Unlike the previous year, the package was no longer available on four-door versions of the aforementioned two models. It also wasn’t available on station wagon models. The exterior of Oldsmobiles equipped with the 442 package were distinguished by special chrome bodyside trim.
The 1965 Pontiac GTO, which Oldsmobile had taken inspiration for the 442 the year before, was still selling extremely well for the year, and far outsold the Oldsmobile muscle car. Additionally, Chevy was getting in on the action and was quickly upping the performance of its 1965 Chevelle SS model, which also was selling extremely well at the time.
|V8||400ci||1x4bbl||345 hp||440 lb-ft @ 3200 rpm|
|0 to 60 mph||Quarter Mile||Engine||Source|
|5.5 sec||15.0 sec @ 98.0 mph||400ci/345hp||Car and Driver|
|6.0 sec||14.2 sec @ 98.0 mph||400ci/345hp||Hot Rod|
|7.4 sec||16.9 sec @ 84.0 mph||400ci/345hp||Motor Trend|
|7.8 sec||15.5 sec @ 84.0 mph||400ci/345hp||Car Life 5/65|
I ordered a 1965 442 Conv. 4 SPD on October 5,1964 from the dealer in McMinnville, TN. GM was on strike I took delivery on Dec 19, 1964. What a dream car. I believe it was possibly the first 442 off the assembly line. It had a couple of small item that later came out on other 442’s that I ran across. The air cleaner was not chrome and no 442 decal. It was like the air cleaner on a “98”. Also it had a plain black gear shift knob no 4 spd. diagram.

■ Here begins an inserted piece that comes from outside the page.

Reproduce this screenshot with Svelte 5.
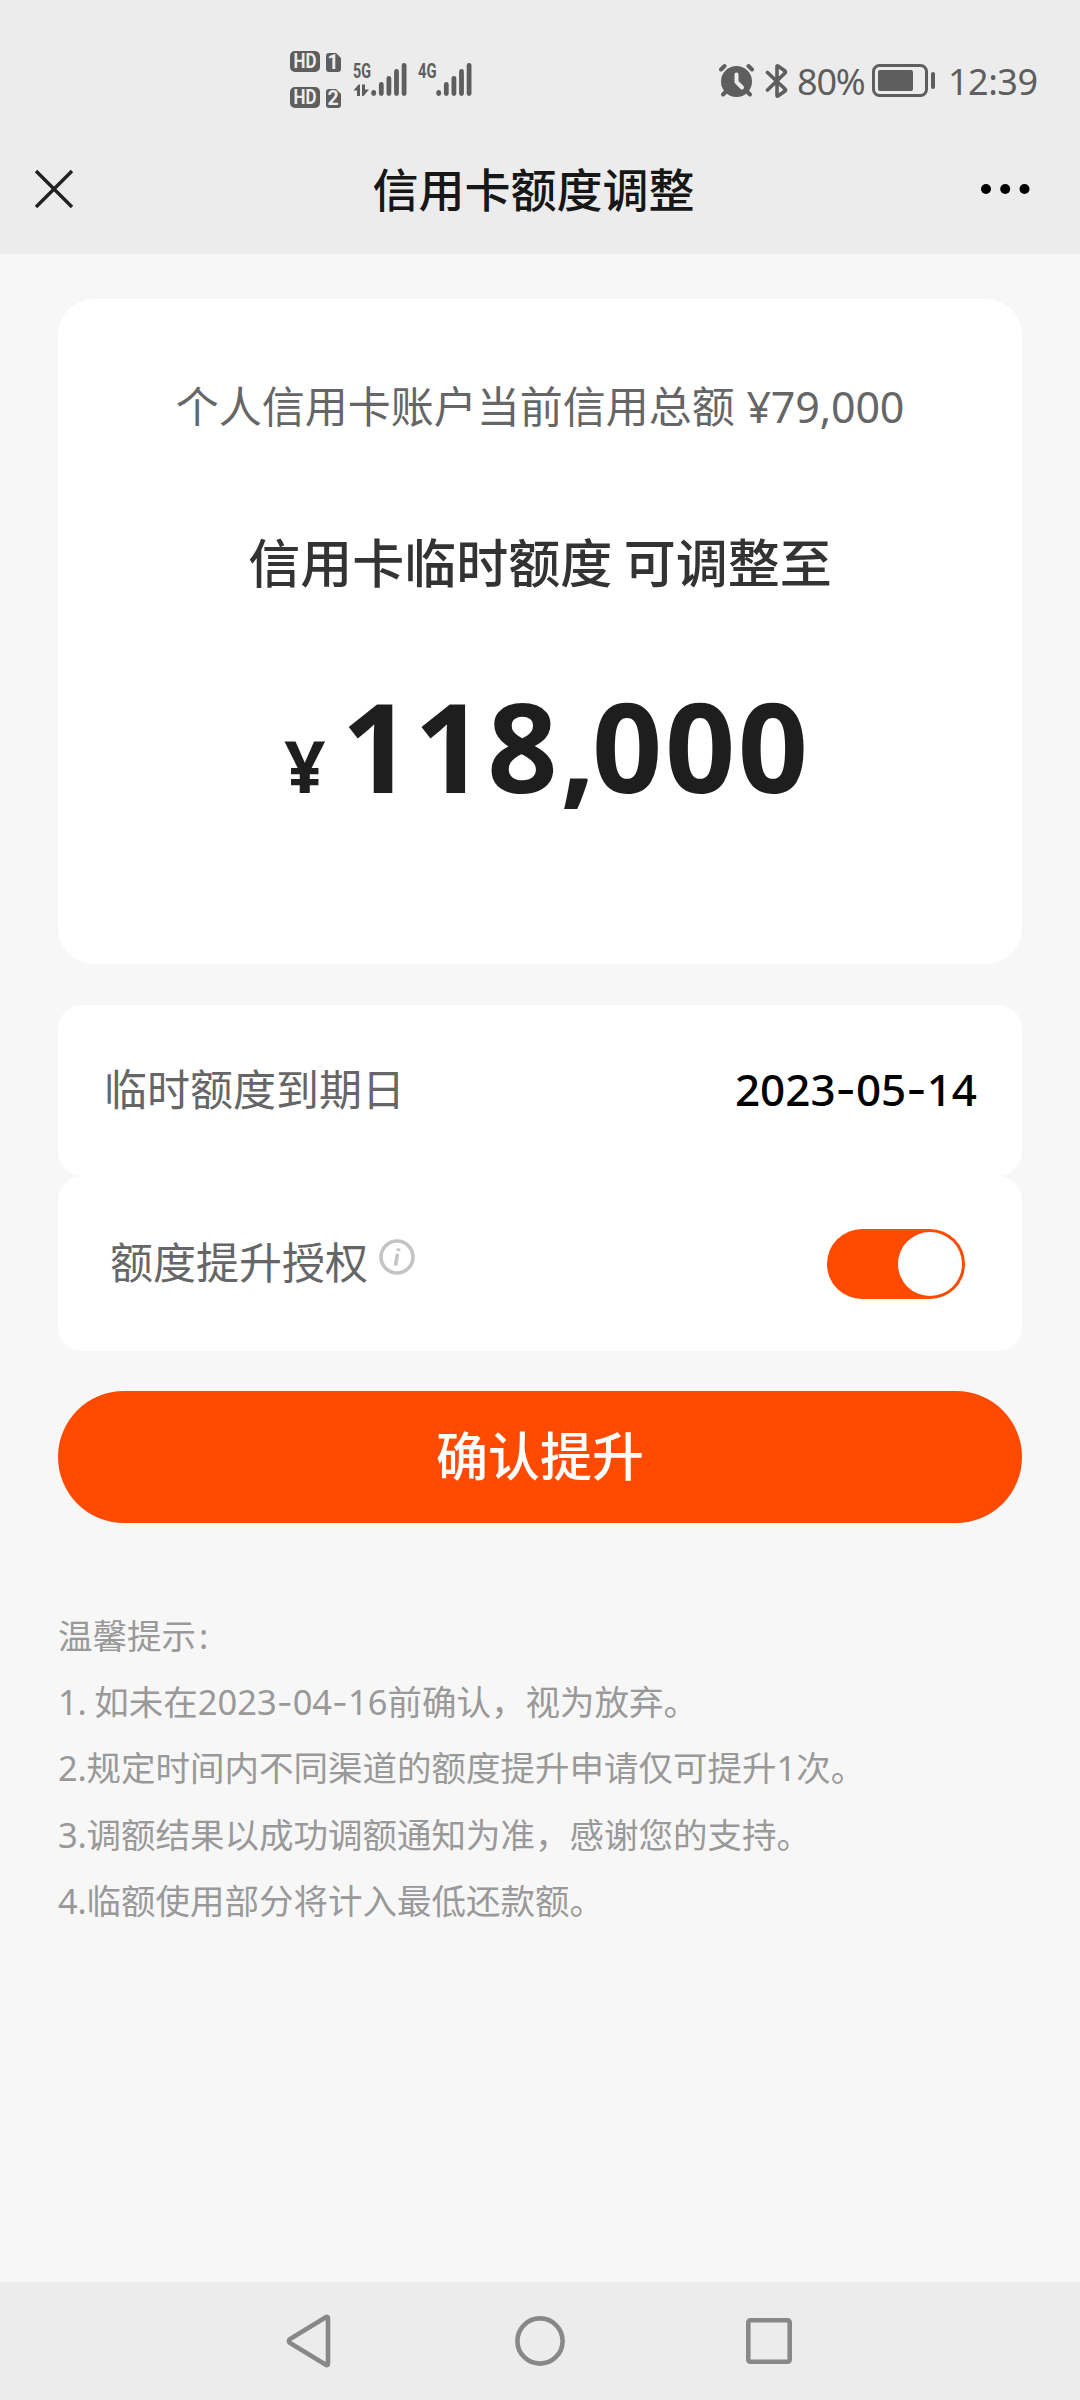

When I graduated High School in 71, I bought a target red 1965 442 with a black convertible roof and interior. Being a G/Stock ex drag car, it had a 400 out of a 68 model hooked to an M-21 and a 4:56 gear. It was a scary quick street car, but drove like an old Lady’s car around town….
What are the moldings on the rear quarter panels called on the 1965 olds 442 and are they available?
In 1965 my mother. Co signed for the purchase of my 1st car (Target Red1965 olds 442 w/ the 4 speed) from Begneaux motors in Lafayette Louisana), Unfortunately, I had to sell it a year later, joined the he Army, Vietnam was my next stop. Being married w/ 5 children kept me busy in the oilfields of Louisiana… But w/ kids grown, I decided to buy another 442, its Target RED, but w/ an automatic, & Still a power house, numbers matching, runs & Drives great… Newbon Guidry. Lafayette La.
I talked my dad, a gear head too, in buying a 1965 442 in the 2-dr, F-85 variation. It was black with black bench seated interior. We opted for the 3:90 rear end and this little devil was a screamer! A sleeper too if you weren’t paying attention to the subtle little 442 identifiers and the red line Tiger Paw tires–and the sound that exhaust system made with those cool looking resonators at the back end. We went through a couple of clutches but the heads/pan never off and we traded it in (145k) for a 1971 black 442. GREAT automobile!